Uma jornalista que queria documentar tudo. Uma mulher forte, que não tinha medo do perigo. Ela estava em todos os lugares. Onde quer que eu fosse, eu a encontrava filmando ou tirando fotos. Estava preocupada com ela, porque ela estava sempre se metendo em todos os lugares. E eu tinha pedido a ela que tivesse cuidado, porque a tinha visto trabalhar em zonas muito perigosas: mas nunca pensei que a atingiriam em um ataque direcionado. Que ela pudesse morrer sob as bombas, sim, talvez ao meu lado, ou comigo: mas que ela estivesse na mira, não. É chocante, mas não deveria me surpreender: 245 jornalistas foram mortos por Israel nessa guerra, um número terrível.

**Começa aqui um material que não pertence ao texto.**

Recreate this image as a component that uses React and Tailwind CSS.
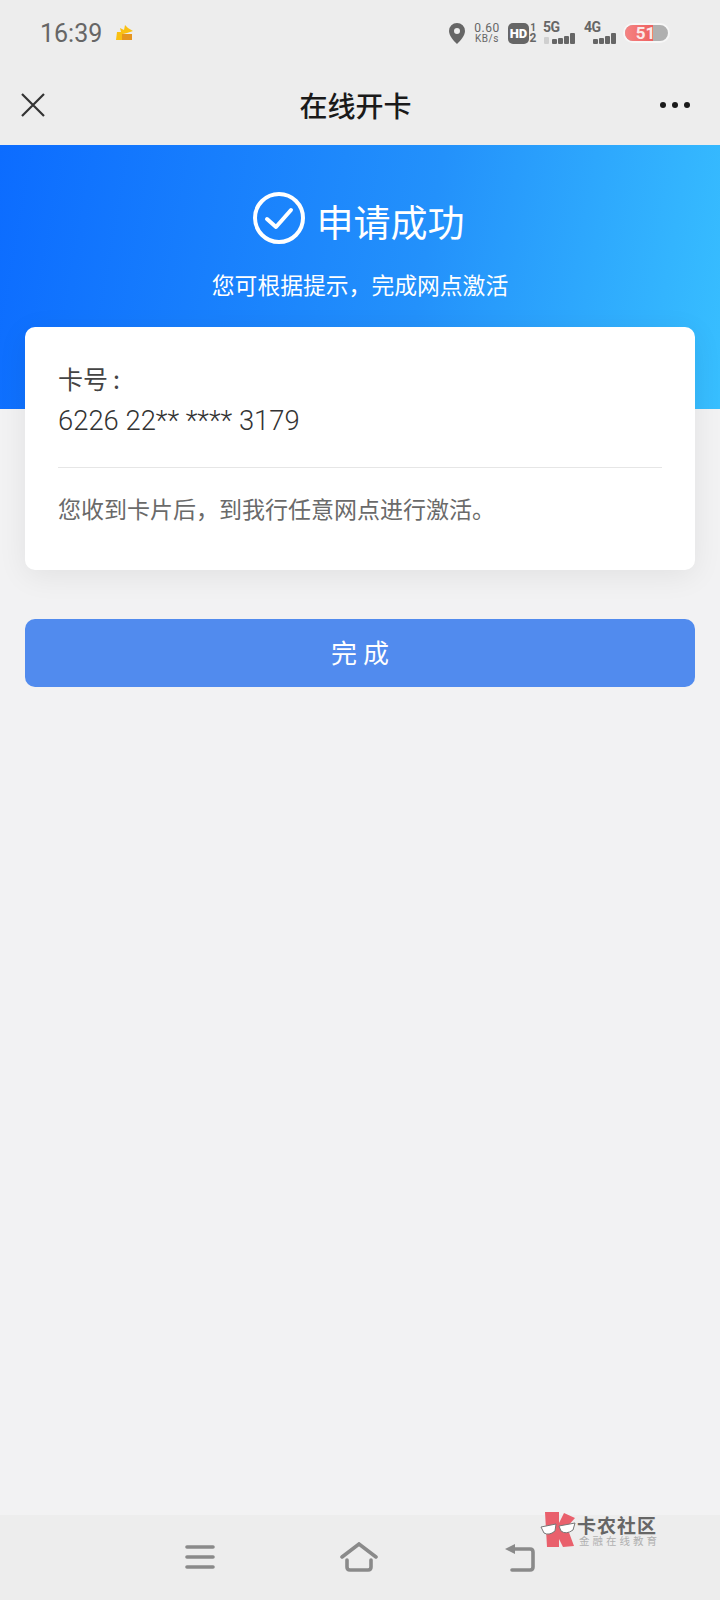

Você, assim como Mariam, como dezenas de outros colegas, arrisca a vida todos os dias: por que faz isso?

Porque não há mais ninguém para contar a história e o mundo precisa saber. Essa não é uma guerra como as outras: duravam uma semana, duas semanas, um mês. Não, já se passaram 750 dias, um tempo muito longo, que estamos mostrando dia após dia. Não dormimos, não temos casa, estamos na mira, estamos perdendo pessoas que amamos: nossas famílias, nossos colegas, nossos amigos. Somos humanos, não aguentamos mais: mas se pararmos, quem vai noticiar essa guerra imoral? A imprensa internacional não pode entrar, apenas nós, palestinos, estamos aqui. É nossa responsabilidade contar. Contamos e, enquanto isso, buscamos comida, água, um lugar para dormir.

Quem lê essas palavras ou vê suas reportagens: o que pode fazer?

Protestar. Sempre. Os jornalistas internacionais devem entrar em Gaza. Sabemos que vocês nos apoiam, mas precisam vir aqui. Nos sentimos abandonados: perdemos 245 colegas, não tenho mais energia para falar, trabalhar, pensar. Não sou mais uma pessoa normal, acho que estou perdendo a cabeça: mas preciso pensar nos meus pais e nas minhas irmãs, então não posso fazer isso. Devo pensar na minha mãe, que precisa de tratamento. Todos nós tentamos nos manter fortes porque Gaza precisa de nós: mas somos seres humanos encurralados, sem casas, sem água, sem nenhuma segurança, sem vida. Vocês devem nos ajudar a pôr fim a essa guerra: é a única maneira que temos de nos salvar. As organizações que defendem os jornalistas devem se mobilizar mais: somos heróis, todos nós, não há ninguém mais que tenha relatado uma guerra por mais de 700 dias sem nunca parar, vivenciando-a pessoalmente.